A Davidson Academy student was recently selected to serve as World Science Scholar, an honor that few high-school students worldwide received this year.
Megan Davi, a junior at the academy, is one of the 40 students, ages 11 to 17, selected for the two-year program. Davi takes self-paced courses in science, technology, engineering and math–or STEM.
Her instructors are world-renown experts in their fields and include Nobel and Breakthrough Prize winners, authors and scientists. Physicist and author Brian Greene, cardiologist and evolutionary biologist Barbara Naterson-Horowitz and Nobel Laureate Barry Barish are among the teachers.

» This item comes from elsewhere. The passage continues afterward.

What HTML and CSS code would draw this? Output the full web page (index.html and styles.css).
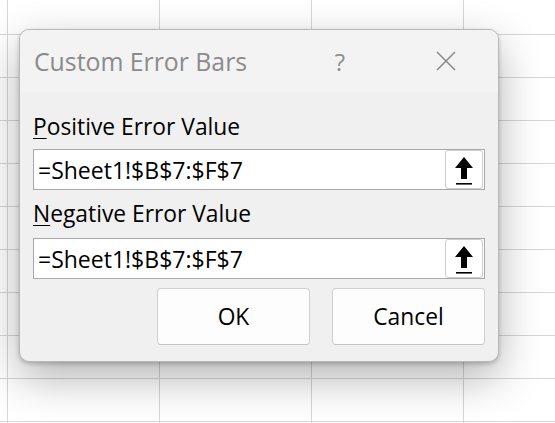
FILE: index.html
```html
<!DOCTYPE html>
<html lang="en">
<head>
    <meta charset="UTF-8">
    <meta name="viewport" content="width=device-width, initial-scale=1.0">
    <title>Custom Error Bars</title>
    <link rel="stylesheet" href="styles.css">
</head>
<body>
    <div class="dialog">
        <div class="titlebar">
            <span class="title">Custom Error Bars</span>
            <span class="help">?</span>
            <span class="close">
                <svg width="20" height="20" viewBox="0 0 20 20">
                    <path d="M1 1 L19 19 M19 1 L1 19" stroke="#8a8a8a" stroke-width="1.5" fill="none"/>
                </svg>
            </span>
        </div>
        <div class="content">
            <label class="field-label" for="posValue"><u>P</u>ositive Error Value</label>
            <div class="ref-box">
                <input type="text" id="posValue" value="=Sheet1!$B$7:$F$7">
                <button class="collapse" type="button">
                    <svg width="18" height="28" viewBox="0 0 18 28">
                        <path d="M9 0 L18 11 L12 11 L12 22 L6 22 L6 11 L0 11 Z" fill="#000"/>
                        <rect x="1" y="26" width="16" height="1.6" fill="#000"/>
                    </svg>
                </button>
            </div>

            <label class="field-label" for="negValue"><u>N</u>egative Error Value</label>
            <div class="ref-box">
                <input type="text" id="negValue" value="=Sheet1!$B$7:$F$7">
                <button class="collapse" type="button">
                    <svg width="18" height="28" viewBox="0 0 18 28">
                        <path d="M9 0 L18 11 L12 11 L12 22 L6 22 L6 11 L0 11 Z" fill="#000"/>
                        <rect x="1" y="26" width="16" height="1.6" fill="#000"/>
                    </svg>
                </button>
            </div>

            <div class="actions">
                <button class="btn" type="button">OK</button>
                <button class="btn" type="button">Cancel</button>
            </div>
        </div>
    </div>
</body>
</html>
```

FILE: styles.css
```css
html, body {
    margin: 0;
    height: 100%;
    overflow: hidden;
}
body {
    font-family: "Open Sans", "Noto Sans", sans-serif;
    background-color: #fff;
    background-image:
        linear-gradient(to right, #d6d6d6 1px, transparent 1px),
        linear-gradient(to bottom, #d6d6d6 1px, transparent 1px);
    background-size: 152px 100%, 100% 43px;
    background-position: 7px 0, 0 34px;
    background-repeat: repeat-x, repeat-y;
}
.dialog {
    margin: 29px 0 0 19px;
    width: 480px;
    height: 333px;
    box-sizing: border-box;
    border: 1px solid #b8b8b8;
    border-radius: 10px;
    background: #f0f0f0;
    overflow: hidden;
    box-shadow: 0 16px 44px rgba(0, 0, 0, 0.3), 0 2px 4px rgba(0, 0, 0, 0.2);
}
.titlebar {
    height: 62px;
    display: flex;
    align-items: center;
    background: #f3f3f3;
    padding: 0 16px 0 14px;
}
.title {
    flex: 1;
    font-size: 24.8px;
    color: #8b8b8b;
}
.help {
    width: 60px;
    text-align: center;
    font-size: 24px;
    color: #8f8f8f;
    margin-right: 40px;
}
.close {
    width: 72px;
    display: flex;
    justify-content: center;
}
.content {
    padding: 20px 13px 0;
    display: flex;
    flex-direction: column;
}
.field-label {
    font-size: 22.8px;
    line-height: 30px;
    color: #000;
    margin-bottom: 7px;
}
.field-label u {
    text-decoration-thickness: 1px;
    text-underline-offset: 3px;
}
.ref-box + .field-label {
    margin-top: 9px;
    margin-bottom: 9px;
}
.ref-box {
    height: 41px;
    box-sizing: border-box;
    border: 1px solid #a9a9a9;
    background: #fff;
    display: flex;
    align-items: stretch;
    padding-right: 1px;
}
.ref-box input {
    flex: 1;
    min-width: 0;
    border: none;
    outline: none;
    background: transparent;
    padding: 0 0 0 4px;
    margin: 0;
    font-family: inherit;
    font-size: 23px;
    color: #000;
}
.collapse {
    width: 38px;
    margin: 0;
    padding: 2px 1px 0 0;
    border: 1px solid #cdcdcd;
    border-radius: 3px;
    background: #fff;
    display: flex;
    align-items: center;
    justify-content: center;
}
.actions {
    margin-top: 9px;
    display: flex;
    justify-content: flex-end;
    gap: 22px;
}
.btn {
    width: 153px;
    height: 57px;
    margin: 0;
    border: 1px solid #d0d0d0;
    border-bottom-color: #c4c4c4;
    border-radius: 4px;
    background: #fdfdfd;
    font-family: inherit;
    font-size: 22.8px;
    color: #000;
}
```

“Scholars also join a vibrant and supportive online community that encourages discussion, debate and collaboration among the students, enabling them to forge lifelong connections with their peers,” the Science Scholars program notes online. “Ranging in age from 11-17, the Scholars bring a variety of interests and accomplishments, in addition to their exceptional academic abilities.”
Davi applied for the program earlier this year. She said she is excited about what she’s learning.
“We’ve taken one course on space, time and matter,” she said. “So you look at physics within the extremes of law … so special relativity, general relativity and quantum mechanics. We got to take that course with Brian Greene, and learn a lot about … more theoretical sides of physics.”
She’s now in a class on medicine and how people get illnesses and afflictions, such as scoliosis, from an evolutionary standpoint.
“We are taking a course about species spanning approaches to medicine,” Davi added. “Instead of just looking at medicine through the more traditional causal route of … what directly causes a given affliction, to look at .. why we’re evolutionarily primed to have the weaknesses that we have, and that’s also very interesting.”
Davi said she wasn’t into biology before the program, but getting access to cutting-edge thinkers in their fields has exposed her to different viewpoints and academic disciplines.
What’s next for her? Even more advanced studies.
“I’m going to be taking number theory next year since I finished [calculus] three, then differential equations and linear algebra,” she said.
Then it’s on to advanced chemistry. Davi said she’ll be going to college in 2023.